PLANS are under way to create – within the next two years – a lasting memorial to one of Glasgow's most influential women.

Former MP Maria Fyffe wants a statue built to honour "working class heroine" Mary Barbour, who was the city's first female Labour councillor.

Mary, who lived in Govan in the early 1900s, campaigned against steep rent rises during the First World War, paving the way for a law, restricting the power of private landlords.

She also pushed for major welfare changes including free milk for schoolchildren, pensions for mothers, municipal banks, wash houses, laundries and public baths and pioneered the city's first family-planning clinic.

Despite her notable achievements, Maria says Mary has been overlooked in the city's historical legacy, with little official recognition.

Maria, 74, is chairing a committee group which is driving forward a plan for a memorial, either in Govan, or in the city's George Square.

Maria would also like Mary's part in Glasgow's history to be recognised in the school curriculum.

She said: "Mary was instrumental in the strike against rent rises.

"Around 20,000 people came out in support, yet her involvement is barely recognised.

"Once she became a councillor she campaigned for municipal banks, wash houses and free milk for children.

"She also pioneered the first family-planning clinic in Glasgow. Despite all of this, she doesn't appear in the history books."

Mary was born on February 22, 1875, in Kilbarchan, the third of seven children, and the son of a carpet weaver.

She married David Barbour in 1896 and the couple settled in Govan, going on to have two sons.

She first became politically active after joining and becoming an active member of the Kinning Park Co-operative Guild.

At the beginning of the First World War the landlords tried to implement steep rent increases.

At risk were 7000 pensioners and families whose men were fighting in France.

This brought about the formation of the Glasgow Women's Housing Association and many local housing associations to resist the increases.

Mary actively organised tenant committees and eviction resistance and the protesters became known as "Mrs Barbour's Army".

Maria said: "In those days housing was in the hands of private landlords. Most of the men were away fighting in the war. The landlords raised the rent because they thought they could get away with it."

The usual method of preventing eviction was to block the entrance to the tenement.

If the sheriff officers managed to get as far as the entrance, another tactic was to humiliate them – pulling down their trousers was a commonly used method.

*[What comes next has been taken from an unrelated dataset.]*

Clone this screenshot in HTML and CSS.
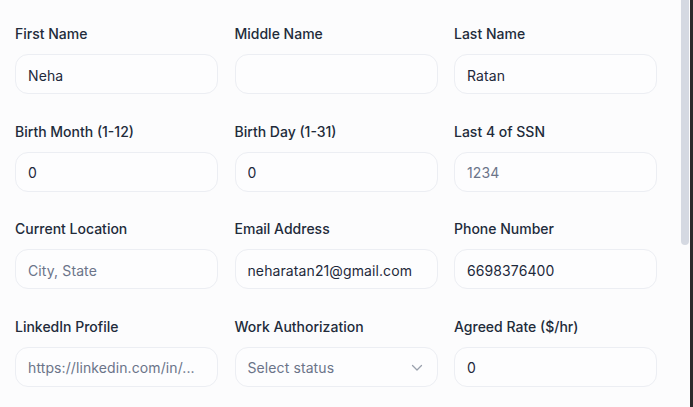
FILE: index.html
```html
<!DOCTYPE html>
<html>
<head>
<meta charset="utf-8">
<link rel="stylesheet" href="styles.css">
</head>
<body>
<div class="frame">
  <main class="content">
    <form class="form-grid">
      <div class="field"><label class="label">First Name</label><input class="input" value="Neha"></div>
      <div class="field"><label class="label">Middle Name</label><input class="input" value=""></div>
      <div class="field"><label class="label">Last Name</label><input class="input" value="Ratan"></div>

      <div class="field"><label class="label">Birth Month (1-12)</label><input class="input" value="0"></div>
      <div class="field"><label class="label">Birth Day (1-31)</label><input class="input" value="0"></div>
      <div class="field"><label class="label">Last 4 of SSN</label><input class="input" placeholder="1234"></div>

      <div class="field"><label class="label">Current Location</label><input class="input" placeholder="City, State"></div>
      <div class="field"><label class="label">Email Address</label><input class="input" value="neharatan21@gmail.com"></div>
      <div class="field"><label class="label">Phone Number</label><input class="input" value="6698376400"></div>

      <div class="field"><label class="label">LinkedIn Profile</label><input class="input" placeholder="https://linkedin.com/in/..."></div>
      <div class="field"><label class="label">Work Authorization</label>
        <div class="input select"><span class="select-text">Select status</span>
          <svg class="chev" width="12" height="8" viewBox="0 0 12 8"><path d="M1.5 1.5 L6 6 L10.5 1.5" fill="none" stroke="#9aa1ad" stroke-width="1.3" stroke-linecap="round" stroke-linejoin="round"/></svg>
        </div>
      </div>
      <div class="field"><label class="label">Agreed Rate ($/hr)</label><input class="input" value="0"></div>
    </form>
  </main>
  <div class="scrollbar"><div class="thumb"></div></div>
  <div class="edge"></div>
</div>
</body>
</html>
```

FILE: styles.css
```css
html, body {
  margin: 0;
  padding: 0;
  height: 100%;
  overflow: hidden;
}
body {
  background: #fcfcfd;
  font-family: Inter, "Noto Sans", sans-serif;
}
.frame {
  display: flex;
  height: 407px;
}
.content {
  flex: 1;
  padding: 24px 23px 0 15px;
}
.form-grid {
  display: grid;
  grid-template-columns: repeat(3, 1fr);
  column-gap: 16.5px;
  row-gap: 27.6px;
  margin: 0;
}
.field {
  display: flex;
  flex-direction: column;
}
.label {
  font-size: 14px;
  line-height: 20px;
  font-weight: 500;
  color: #222b3a;
  margin-bottom: 10px;
}
.input {
  box-sizing: border-box;
  height: 40px;
  width: 100%;
  border: 1px solid #eceef3;
  border-radius: 13px;
  background: #fdfdfe;
  padding: 2px 12px 0 12px;
  font-family: Inter, "Noto Sans", sans-serif;
  font-size: 14px;
  letter-spacing: 0.1px;
  color: #1e293b;
  outline: none;
}
.input::placeholder {
  color: #6b7489;
}
.select {
  display: flex;
  align-items: center;
  justify-content: space-between;
  padding-right: 14px;
}
.select-text {
  color: #6b7489;
}
.scrollbar {
  width: 10px;
  padding-left: 1px;
  box-sizing: border-box;
}
.thumb {
  width: 8px;
  height: 245px;
  background: #d5d9e2;
  border-radius: 0 0 4px 4px;
}
.edge {
  width: 3px;
  background: #2b2b2b;
}
```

The resistance spread to the whole of the Clydeside area and climaxed on November 17, 1915, with one of the biggest demonstrations in Glasgow's political history.

Around 20,000 people came out in support of the campaign.

Thousands of women and shipyard and engineering workers paraded through the streets of the city to Glasgow Sheriff Court where the demonstration reached near riot proportions.

Out of this defiant stand came Prime Minister Lloyd George's "Rent Restriction Act" which heralded a change in the housing system, benefiting tenants across the country.

Mary's involvement in the struggle had made her a working class heroine in Govan and much further afield.

In 1920 she stood as the Labour candidate for Fairfield ward in Govan, and was elected to Glasgow Town Council, becoming the city's first Labour woman councillor.

She was also Glasgow Corporation's first woman baillie, a position she held from 1924 until 1927, and helped set up the Women's Welfare and Advisory Clinic – Glasgow's first family-planning centre – in 1925.

Until her retirement from the council in 1931, Mary worked relentlessly on behalf of the working class of her constituency. She died in 1958 at the age of 83.

Maria, who was Labour MP for Maryhill until 2001, is putting together a plan to create a memorial to Mary and hopes the project could come to fruition in the next two years.

She said: "2015 will be the centenary of the rent strike. Some of us got together and thought, let's take this opportunity to create a permanent memorial.

"We are seeking advice from people involved in sculpture to see what is feasible."